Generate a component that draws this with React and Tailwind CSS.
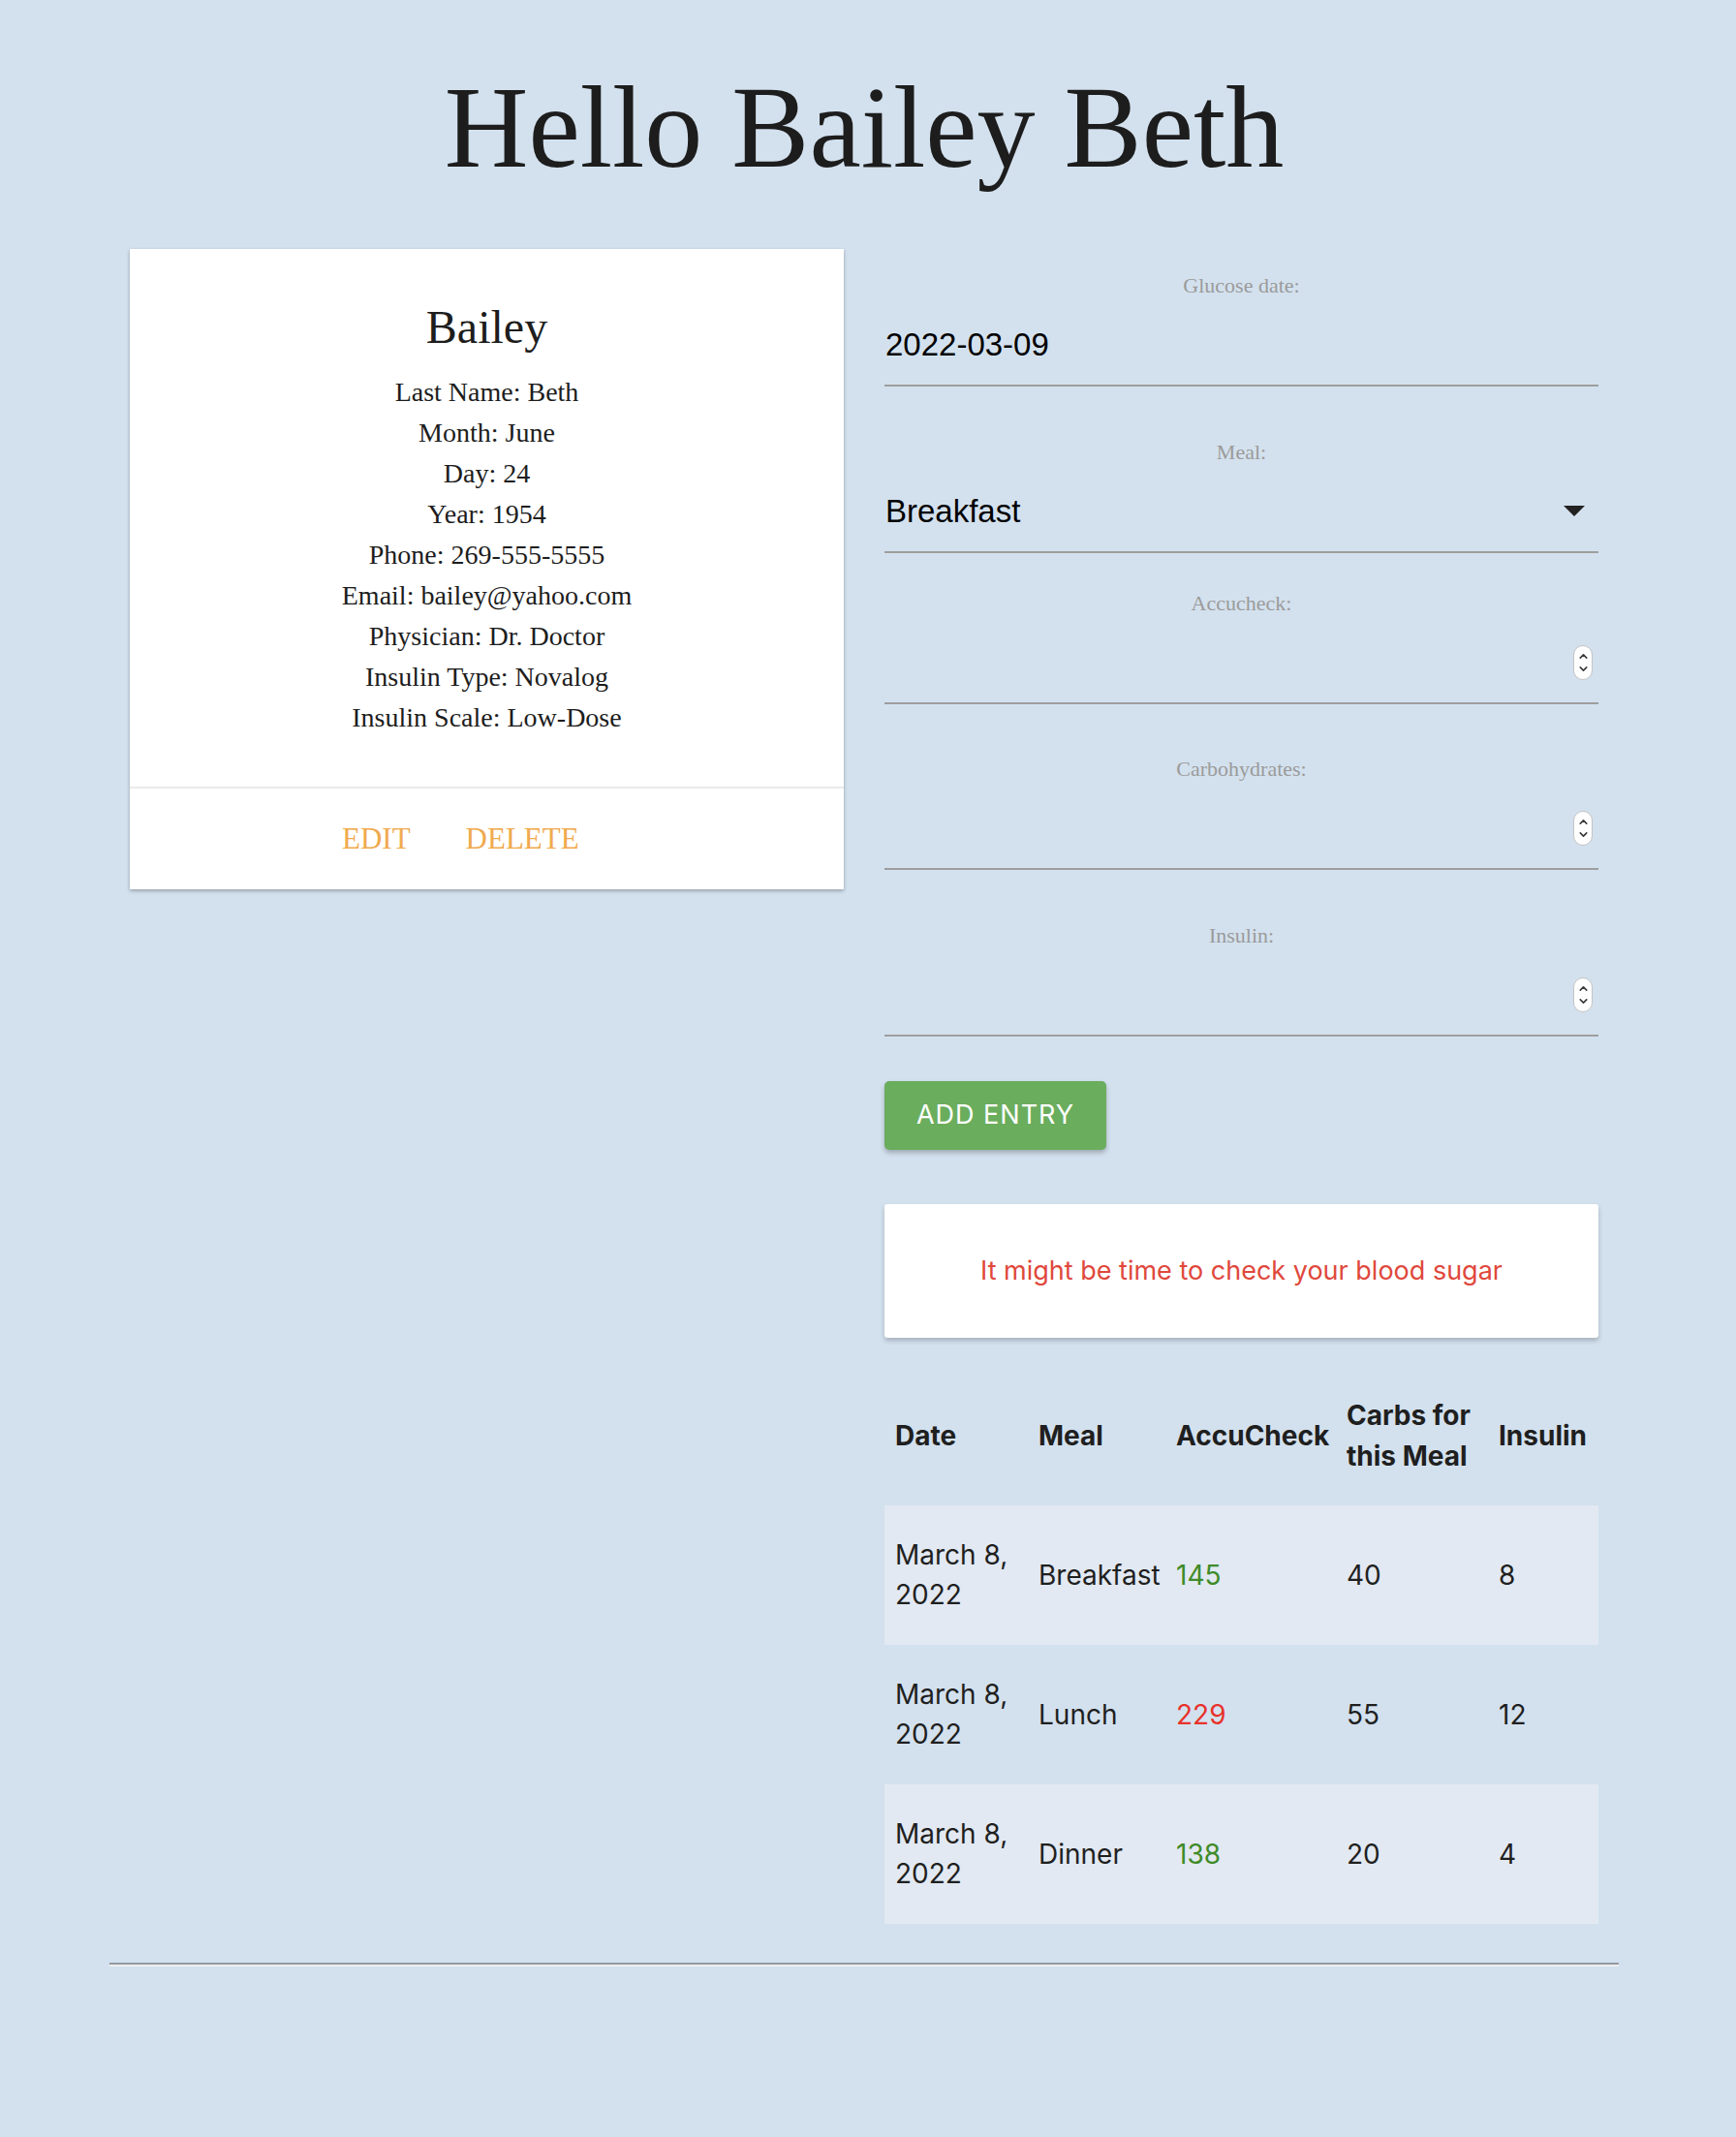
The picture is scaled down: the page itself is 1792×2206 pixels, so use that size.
import React from 'react';
import { ChevronUp, ChevronDown } from 'lucide-react';

const patient = {
  first: 'Bailey',
  rows: [
    ['Last Name', 'Beth'],
    ['Month', 'June'],
    ['Day', '24'],
    ['Year', '1954'],
    ['Phone', '269-555-5555'],
    ['Email', 'bailey@yahoo.com'],
    ['Physician', 'Dr. Doctor'],
    ['Insulin Type', 'Novalog'],
    ['Insulin Scale', 'Low-Dose'],
  ],
};

const entries = [
  { meal: 'Breakfast', accu: 145, carbs: 40, insulin: 8 },
  { meal: 'Lunch', accu: 229, carbs: 55, insulin: 12 },
  { meal: 'Dinner', accu: 138, carbs: 20, insulin: 4 },
];

const Spinner = () => (
  <div className="flex h-[36px] w-[20px] flex-col items-center justify-center rounded-full border border-[#c4c4c4] bg-white text-[#3a3a3a]">
    <ChevronUp className="h-[13px] w-[13px]" strokeWidth={3} />
    <ChevronDown className="h-[13px] w-[13px]" strokeWidth={3} />
  </div>
);

const Field = ({ label, className, children }) => (
  <div className={className}>
    <div className="h-[28px] text-center font-['Liberation_Serif',serif] text-[22px] leading-[28px] text-[#9b9b9b]">{label}</div>
    <div className="flex h-[90px] items-center border-b-2 border-[#9e9e9e] pt-[5px] font-['Liberation_Sans',sans-serif] text-[33px] text-black">
      {children}
    </div>
  </div>
);

export default function App() {
  return (
    <div className="min-h-[2206px] bg-[#d3e1ee] pt-[72px]">
      <div className="ml-[113px] w-[1558px]">
        <h1 className="text-center font-['Liberation_Serif',serif] text-[120px] leading-none text-[#1d1d1d]">Hello Bailey Beth</h1>

        <div className="mt-[65px] grid grid-cols-2">
          {/* profile card */}
          <div className="px-[21px]">
            <div className="bg-white shadow-[0_2px_4px_rgba(0,0,0,0.2),0_1px_3px_rgba(0,0,0,0.12)] font-['Liberation_Serif',serif] text-[#1d1d1d]">
              <div className="pt-[52px] text-center">
                <div className="text-[48px] leading-[58px]">{patient.first}</div>
                <div className="mt-[17px] text-[28px] leading-[42px]">
                  {patient.rows.map(([k, v]) => (
                    <div key={k}>{k}: {v}</div>
                  ))}
                </div>
              </div>
              <div className="mt-[50px] border-t-2 border-[#ebebeb]" />
              <div className="flex h-[104px] items-center gap-[57px] pl-[219px] text-[31px] text-[#f0aa4f]">
                <span>EDIT</span>
                <span>DELETE</span>
              </div>
            </div>
          </div>

          {/* entry form */}
          <div className="px-[21px] pt-[24px]">
            <Field label="Glucose date:" className="mb-[54px]">
              <span className="pl-px">2022-03-09</span>
            </Field>
            <Field label="Meal:" className="mb-[38px]">
              <span className="flex-1 pl-px">Breakfast</span>
              <svg width="22" height="11" viewBox="0 0 22 11" className="mr-[14px]">
                <polygon points="0,0 22,0 11,11" fill="#222" />
              </svg>
            </Field>
            <Field label="Accucheck:" className="mb-[53px]">
              <span className="flex-1" />
              <div className="mr-[6px]"><Spinner /></div>
            </Field>
            <Field label="Carbohydrates:" className="mb-[54px]">
              <span className="flex-1" />
              <div className="mr-[6px]"><Spinner /></div>
            </Field>
            <Field label="Insulin:">
              <span className="flex-1" />
              <div className="mr-[6px]"><Spinner /></div>
            </Field>

            <button className="mt-[46px] flex h-[71px] w-[229px] items-center justify-center rounded-[5px] bg-[#6aad5d] font-['Inter',sans-serif] text-[27px] tracking-[1px] text-white shadow-[0_3px_5px_rgba(0,0,0,0.25)]">
              ADD ENTRY
            </button>

            <div className="mt-[56px] flex h-[138px] items-center justify-center rounded-[3px] bg-white font-['Inter',sans-serif] text-[27px] text-[#e0483c] shadow-[0_3px_5px_rgba(0,0,0,0.22)]">
              It might be time to check your blood sugar
            </div>

            <table className="mt-[29px] w-full table-fixed font-['Inter',sans-serif] text-[28px] leading-[41px] text-[#1f1f1f]">
              <colgroup>
                <col className="w-[148px]" />
                <col className="w-[142px]" />
                <col className="w-[176px]" />
                <col className="w-[157px]" />
                <col className="w-[114px]" />
              </colgroup>
              <thead>
                <tr className="h-[144px] text-left font-bold leading-[42px]">
                  <th className="px-[11px] align-middle font-bold">Date</th>
                  <th className="px-[11px] align-middle font-bold">Meal</th>
                  <th className="whitespace-nowrap px-[11px] align-middle font-bold">AccuCheck</th>
                  <th className="whitespace-nowrap px-[11px] align-middle font-bold">Carbs for<br />this Meal</th>
                  <th className="px-[11px] align-middle font-bold">Insulin</th>
                </tr>
              </thead>
              <tbody>
                {entries.map((e, i) => (
                  <tr key={e.meal} className={i % 2 === 0 ? 'h-[144px] bg-[#e2e9f2]' : 'h-[144px]'}>
                    <td className="px-[11px] align-middle">March 8,<br />2022</td>
                    <td className="px-[11px] align-middle">{e.meal}</td>
                    <td className={`px-[11px] align-middle ${e.accu > 180 ? 'text-[#e8322b]' : 'text-[#3f8b29]'}`}>{e.accu}</td>
                    <td className="px-[11px] align-middle">{e.carbs}</td>
                    <td className="px-[11px] align-middle">{e.insulin}</td>
                  </tr>
                ))}
              </tbody>
            </table>
          </div>
        </div>

        <div className="mt-[40px] border-t-2 border-b-2 border-t-[#939aa1] border-b-[#eeeeee]" />
      </div>
    </div>
  );
}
- - -
> BRIEF
Pull out and copy each line containing the string "that".

> WRITTEN RESPONSE
Generate a component that draws this with React and Tailwind CSS.
The picture is scaled down: the page itself is 1792×2206 pixels, so use that size.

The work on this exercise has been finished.